L'ORA DEL PASTO. L'OCCHIO (E LE BICI) DI FULVIO ROITER

STORIA | 19/09/2018 | 07:04
di Marco Pastonesi

Un uomo in bicicletta. L’uomo ha un cappello, forse una coppola, nera, una camicia, bianca, i pantaloni, grigi, le scarpe, da lavoro. La bicicletta è carica di fascine di legna, legate sul portapacchi, dietro la sella. C’è anche un fagotto. E accanto al fagotto c’è anche qualcosa che assomiglia a una pinna, forse è una lamiera, un materiale di recupero.


La strada, sterrata, è diritta, taglia i campi, taglia la pianura, taglia anche l’orizzonte, ed è segnata dai paracarri. Il cielo è sgombro, libero, infinito. Il sole proietta l’ombra dell’uomo in bicicletta. L’uomo e la bicicletta sono visti di spalle, da dietro. Osservando meglio, più in là ci sono altri uomini in bicicletta, con una fascina di legna sul portapacchi. Pedalano, trasportano, faticano. In Sicilia, da Gela a Niscemi, nel 1953.


E’ una fotografia in bianco e nero. Uno scatto paralizzato, un istante immobilizzato, un battito di palpebre e cuore, di storia e geografia, che Fulvio Roiter colse nel primo reportage della sua vita da fotografo, nella sua vita di fotografo. Veniva da Meolo, in Veneto. Aveva 27 anni. Abbandonati gli studi di perito chimico, si era dedicato – verrebbe da dire: si era consegnato, si era affidato – all’arte della fotografia. Il suo primo servizio fu proprio quello, in Sicilia, in treno e in bici, e con una macchina capace di “scrivere con la luce” e di “riprodurre quello che occhio e intelletto hanno visto”.

“Fulvio Roiter – fotografie 1948-2007” è in mostra nella Loggia degli abati, al Palazzo Ducale di Genova, fino al 24 febbraio 2019 (da martedì a domenica, dalle 10 alle 19, ingresso 8-10 euro). Fotografie non solo in bianco e nero (“Da sempre considero il bianco e nero come il solo metro con cui giudicare un fotografo”), ma anche a colori (“Guardo col colore solo se prima non ci si è macerati con il bianco e nero in camera oscura”), stabilendo regole e limiti (“Al colore si può arrivare per caso o per calcolo, al bianco e nero no”).

Fotografie che coprono e ripercorrono 60 anni – appunto - di storia e geografia, di vita e mondo, dall’albero nudo come un crocefisso e diritto come una sentinella nella campagna verso Rovigo, alla Sardegna, al Brasile, all’Africa, fino alla sua Venezia (“Una sfida”, “Da innamoratissimo”, sempre lottando perché “l’abitudine distrugge l’occhio”).  
Ci sono altre biciclette.
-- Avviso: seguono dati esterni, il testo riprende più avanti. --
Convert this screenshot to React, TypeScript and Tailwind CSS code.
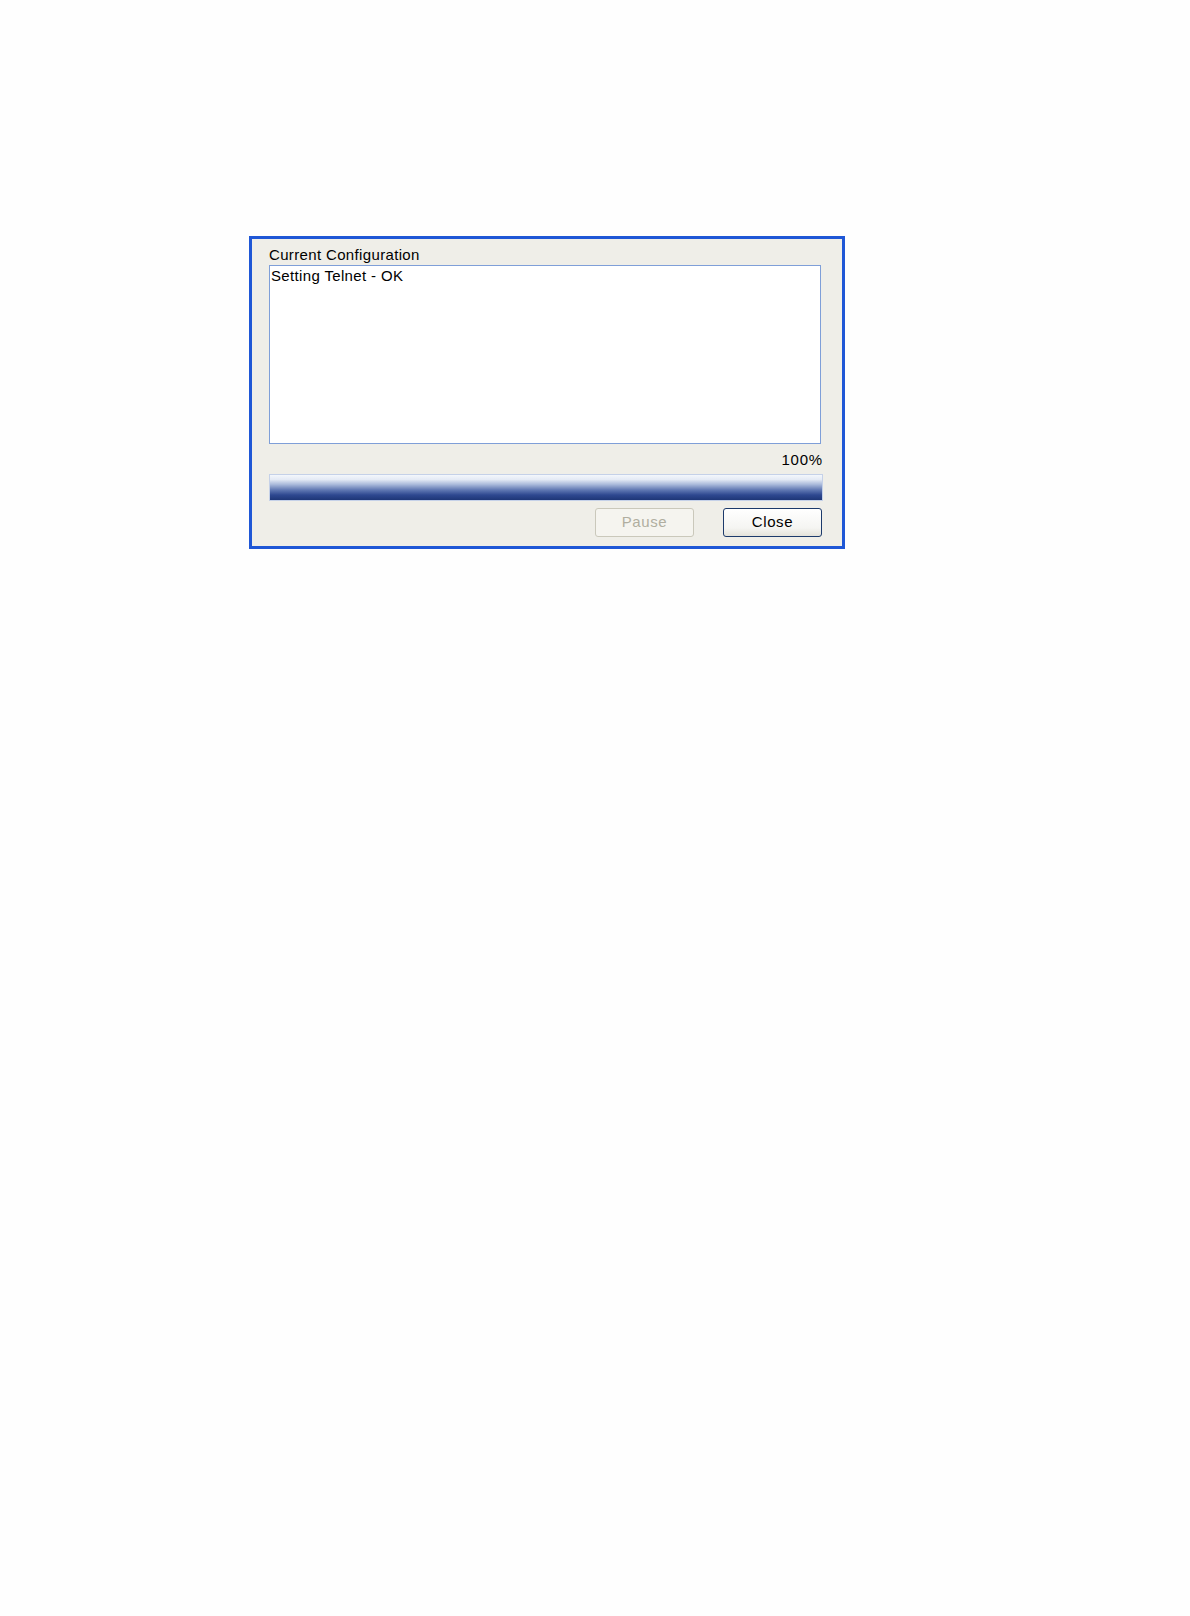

Quella di un bambino che pedala, libero, in una calle. Quella di un altro bambino che pedala, veloce, in una strada. Quella – rovesciata: manubrio e sella a terra, ruote all’aria - di due uomini all’ombra di un albero. Biciclette testimoni, biciclette compagne, biciclette complici. Lo scatto di un fotografo ha qualcosa dello scatto di un corridore. E viceversa. Poi, come sosteneva Roiter in un documentario-intervista a Renata Tardani, “la vita è casualità, è mistero, ed è anche fortuna”. Così solo certi scatti diventano misteriosamente fughe e solo certe fughe arrivano fortunatamente al traguardo.